Romney to promise democracy promotion in nomination speech

Romney to promise democracy promotion in nomination speech

Mitt Romney will promise to restore American leadership in the areas of democracy promotion, trade, energy, and he will pledge to build up the military in his speech tonight accepting the GOP nomination for president.

"We will honor America’s democratic ideals because a free world is a more peaceful world. This is the bipartisan foreign policy legacy of Truman and Reagan. And under my presidency we will return to it once again," the former Massachusetts governor will say tonight, according to excerpts released by the campaign.

That phrasing tracks closely with what senior foreign-policy advisor Rich Williamson said to The Cable last week, although Williamson included John F. Kennedy in the list with Harry Truman and Ronald Reagan.

"The America we all know has been a story of the many becoming one, uniting to preserve liberty, uniting to build the greatest economy in the world, uniting to save the world from unspeakable darkness," Romney will say, hitting on the campaign’s theme of getting tougher with adversaries.

"That America, that united America, will preserve a military that is so strong, no nation would ever dare to test it," Romney will add, reinforcing his campaign’s promise to increase funding for the military.
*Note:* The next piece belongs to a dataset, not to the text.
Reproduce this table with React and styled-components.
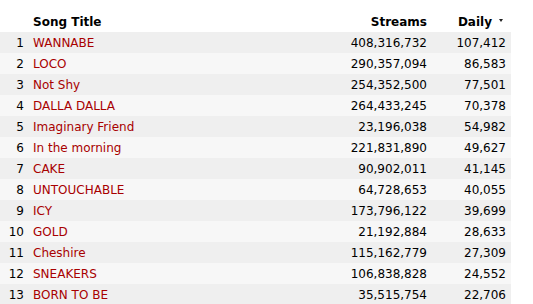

Romney will say he has a plan to make the United States "energy independent" by 2020. He will promise to pursue new trade agreements and impose consequences on those countries that cheat in trade. He will take a swipe at Europe and pledge to avoid a Europe-like economic crisis.

"To assure every entrepreneur and every job creator that their investments in America will not vanish as have those in Greece, we will cut the deficit and put America on track to a balanced budget," Romney will say.

He will begin the speech by talking about the hopes that President Barack Obama would be a paradigm-shifting leader — hopes that Republicans argue have been dashed.

"Four years ago, I know that many Americans felt a fresh excitement about the possibilities of a new president. That president was not the choice of our party, but Americans always come together after elections. We are a good and generous people who are united by so much more than divides us. When that hard-fought election was over — when the yard signs came down and the television commercials finally came off the air, Americans were eager to go back to work, to live our lives the way Americans always have — optimistic and positive and confident in the future.  That very optimism is uniquely American," he will say.

"I wish President Obama had succeeded because I want America to succeed. But his promises gave way to disappointment and division. This isn’t something we have to accept. Now is the moment when we CAN do something. With your help we will do something." (Emphasis in the original.)

Romney will conclude by promising to be the paradigm-shifting leader that he believes Obama is not.

"If I am elected president of these United States, I will work with all my energy and soul to restore that America, to lift our eyes to a better future. That future is our destiny. That future is out there. It is waiting for us. Our children deserve it, our nation depends upon it, the peace and freedom of the world require it," Romney will say. "And with your help we will deliver it. Let us begin that future together tonight."